My book is now out from Punctum Books, and available on amazon.com. Running 265 pages, this volume collects and expands my critical theory essays pubished over the past decade:

Introduction
​1​ The Ideology of Automation
​2 ​The Emergence of Immaterial Physicality
​3​ The Aura of the Digital
​4​ The Immaterial Commodity
​5​ The Valorization of the Author
​6​ The Black Box of Past Experience
​7​ The State of Information
​8​ The Demands of Agnotology::Surveillance
​9 ​The Scarcity of Capital
​10​ On Immaterialism

The critique introduced in this book develops from basic questions about how digital technologies directly change the structure of society: why is Digital Rights Management not only the dominant solution for distributing digital information, but also the only option being considered? During the burst of the Housing Bubble burst 2009, why were the immaterial commodities being traded of primary concern, but the actual physical assets and the impacts on the people living in them generally ignored?
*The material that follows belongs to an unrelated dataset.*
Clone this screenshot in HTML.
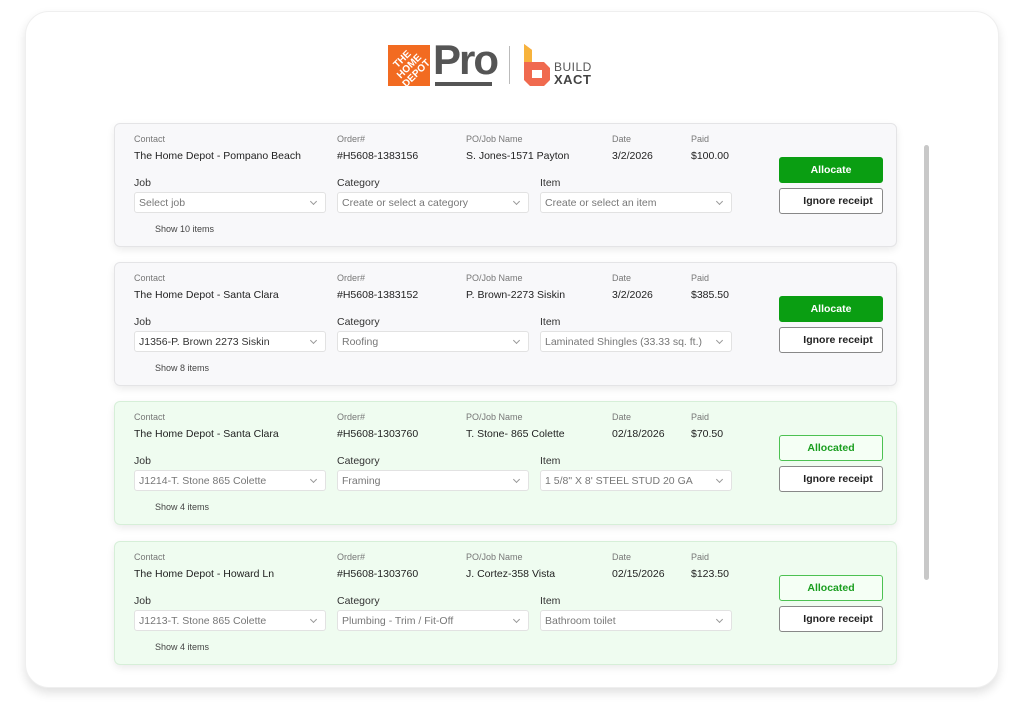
<!DOCTYPE html>
<html><head><meta charset="utf-8"><style>
*{box-sizing:border-box;margin:0;padding:0}
body{width:1024px;height:708px;background:#fff;position:relative;overflow:hidden;font-family:"Liberation Sans",sans-serif;color:#222}
.frame{position:absolute;left:25px;top:11px;width:974px;height:677px;border-radius:24px;background:#fff;border:1px solid #efefef;box-shadow:0 5px 10px rgba(0,0,0,.12)}
.card{position:absolute;left:114px;width:783px;height:124px;border:1px solid #e4e4e6;border-radius:6px;background:#f8f8fa;box-shadow:0 3px 8px rgba(0,0,0,.08)}
.card.g{background:#effcf0;border-color:#d6efd8}
.a{position:absolute;white-space:nowrap}
.lb{font-size:9px;color:#777}
.v{font-size:10.5px;color:#222}
.fl{font-size:10.5px;color:#333}
.sel{position:absolute;height:21px;background:#fff;border:1px solid #e2e2e2;border-radius:3px;font-size:10.5px;color:#777;padding:4px 0 0 4px;white-space:nowrap;overflow:hidden}
.sel:after{content:"";position:absolute;right:9px;top:6px;width:4px;height:4px;border-right:1px solid #999;border-bottom:1px solid #999;transform:rotate(45deg)}
.sh{font-size:9px;color:#444}
.btn{position:absolute;left:664px;width:104px;height:26px;border-radius:3px;font-size:10.5px;font-weight:bold;text-align:center;line-height:24px}
.al{top:33px;background:#0a9e12;color:#fff;border:1px solid #0a9e12}
.ald{top:33px;background:#f5fff5;color:#1a9e1f;border:1px solid #4cc152}
.ig{top:64px;background:#fff;color:#222;border:1px solid #888;padding-left:14px}
.sb{position:absolute;left:924px;top:145px;width:5px;height:435px;background:#c8c8c8;border-radius:3px}
</style></head><body>
<div class="frame"></div>
<!-- logos -->
<div class="a" style="left:388px;top:45px;width:42px;height:41px;background:#f26b21"></div>
<div class="a" style="left:392px;top:52px;color:#fff;font-weight:bold;font-size:10px;transform:rotate(-45deg);transform-origin:center;line-height:10px;text-align:center;width:36px">THE<br>HOME<br>DEPOT</div>
<div class="a" style="left:433px;top:36px;font-size:42px;font-weight:bold;color:#555;letter-spacing:-2px">Pro</div>
<div class="a" style="left:435px;top:82px;width:57px;height:4px;background:#555"></div>
<div class="a" style="left:509px;top:46px;width:1px;height:38px;background:#bbb"></div>
<svg class="a" style="left:522px;top:44px" width="30" height="42" viewBox="0 0 30 42"><path d="M2 0 L10 6 L10 18 L22 18 L28 24 L28 36 L22 42 L8 42 L2 36 Z M10 26 L10 34 L20 34 L20 26 Z" fill="#f06a4f" fill-rule="evenodd"/><path d="M2 0 L10 6 L10 18 L2 18Z" fill="#f7b33c"/></svg>
<div class="a" style="left:554px;top:60px;font-size:12px;color:#555;letter-spacing:.5px">BUILD</div>
<div class="a" style="left:554px;top:72px;font-size:13px;color:#444;font-weight:bold;letter-spacing:.5px">XACT</div>
<div class="sb"></div>

<div class="card" style="top:123px">
<div class="a lb" style="left:19px;top:10px">Contact</div><div class="a lb" style="left:222px;top:10px">Order#</div><div class="a lb" style="left:351px;top:10px">PO/Job Name</div><div class="a lb" style="left:497px;top:10px">Date</div><div class="a lb" style="left:576px;top:10px">Paid</div>
<div class="a v" style="left:19px;top:26px">The Home Depot - Pompano Beach</div><div class="a v" style="left:222px;top:26px">#H5608-1383156</div><div class="a v" style="left:351px;top:26px">S. Jones-1571 Payton</div><div class="a v" style="left:497px;top:26px">3/2/2026</div><div class="a v" style="left:576px;top:26px">$100.00</div>
<div class="a fl" style="left:19px;top:53px">Job</div><div class="a fl" style="left:222px;top:53px">Category</div><div class="a fl" style="left:425px;top:53px">Item</div>
<div class="sel" style="left:19px;top:68px;width:192px">Select job</div><div class="sel" style="left:222px;top:68px;width:192px">Create or select a category</div><div class="sel" style="left:425px;top:68px;width:192px">Create or select an item</div>
<div class="a sh" style="left:40px;top:100px">Show 10 items</div>
<div class="btn al">Allocate</div><div class="btn ig">Ignore receipt</div>
</div>

<div class="card" style="top:262px">
<div class="a lb" style="left:19px;top:10px">Contact</div><div class="a lb" style="left:222px;top:10px">Order#</div><div class="a lb" style="left:351px;top:10px">PO/Job Name</div><div class="a lb" style="left:497px;top:10px">Date</div><div class="a lb" style="left:576px;top:10px">Paid</div>
<div class="a v" style="left:19px;top:26px">The Home Depot - Santa Clara</div><div class="a v" style="left:222px;top:26px">#H5608-1383152</div><div class="a v" style="left:351px;top:26px">P. Brown-2273 Siskin</div><div class="a v" style="left:497px;top:26px">3/2/2026</div><div class="a v" style="left:576px;top:26px">$385.50</div>
<div class="a fl" style="left:19px;top:53px">Job</div><div class="a fl" style="left:222px;top:53px">Category</div><div class="a fl" style="left:425px;top:53px">Item</div>
<div class="sel" style="left:19px;top:68px;width:192px;color:#333">J1356-P. Brown 2273 Siskin</div><div class="sel" style="left:222px;top:68px;width:192px">Roofing</div><div class="sel" style="left:425px;top:68px;width:192px">Laminated Shingles (33.33 sq. ft.)</div>
<div class="a sh" style="left:40px;top:100px">Show 8 items</div>
<div class="btn al">Allocate</div><div class="btn ig">Ignore receipt</div>
</div>

<div class="card g" style="top:401px">
<div class="a lb" style="left:19px;top:10px">Contact</div><div class="a lb" style="left:222px;top:10px">Order#</div><div class="a lb" style="left:351px;top:10px">PO/Job Name</div><div class="a lb" style="left:497px;top:10px">Date</div><div class="a lb" style="left:576px;top:10px">Paid</div>
<div class="a v" style="left:19px;top:26px">The Home Depot - Santa Clara</div><div class="a v" style="left:222px;top:26px">#H5608-1303760</div><div class="a v" style="left:351px;top:26px">T. Stone- 865 Colette</div><div class="a v" style="left:497px;top:26px">02/18/2026</div><div class="a v" style="left:576px;top:26px">$70.50</div>
<div class="a fl" style="left:19px;top:53px">Job</div><div class="a fl" style="left:222px;top:53px">Category</div><div class="a fl" style="left:425px;top:53px">Item</div>
<div class="sel" style="left:19px;top:68px;width:192px">J1214-T. Stone 865 Colette</div><div class="sel" style="left:222px;top:68px;width:192px">Framing</div><div class="sel" style="left:425px;top:68px;width:192px">1 5/8" X 8' STEEL STUD 20 GA</div>
<div class="a sh" style="left:40px;top:100px">Show 4 items</div>
<div class="btn ald">Allocated</div><div class="btn ig">Ignore receipt</div>
</div>

<div class="card g" style="top:541px">
<div class="a lb" style="left:19px;top:10px">Contact</div><div class="a lb" style="left:222px;top:10px">Order#</div><div class="a lb" style="left:351px;top:10px">PO/Job Name</div><div class="a lb" style="left:497px;top:10px">Date</div><div class="a lb" style="left:576px;top:10px">Paid</div>
<div class="a v" style="left:19px;top:26px">The Home Depot - Howard Ln</div><div class="a v" style="left:222px;top:26px">#H5608-1303760</div><div class="a v" style="left:351px;top:26px">J. Cortez-358 Vista</div><div class="a v" style="left:497px;top:26px">02/15/2026</div><div class="a v" style="left:576px;top:26px">$123.50</div>
<div class="a fl" style="left:19px;top:53px">Job</div><div class="a fl" style="left:222px;top:53px">Category</div><div class="a fl" style="left:425px;top:53px">Item</div>
<div class="sel" style="left:19px;top:68px;width:192px">J1213-T. Stone 865 Colette</div><div class="sel" style="left:222px;top:68px;width:192px">Plumbing - Trim / Fit-Off</div><div class="sel" style="left:425px;top:68px;width:192px">Bathroom toilet</div>
<div class="a sh" style="left:40px;top:100px">Show 4 items</div>
<div class="btn ald">Allocated</div><div class="btn ig">Ignore receipt</div>
</div>
</body></html>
How do surveillance (pervasive monitoring) and agnotology (culturally induced ignorance or doubt, particularly the publication of inaccurate or misleading scientific data) coincide as mutually reinforcing technologies of control and restraint? If technology makes the assumptions of its society manifest as instrumentality then what ideology is being realized in the form of the digital computer? This final question animates the critical framework this analysis proposes.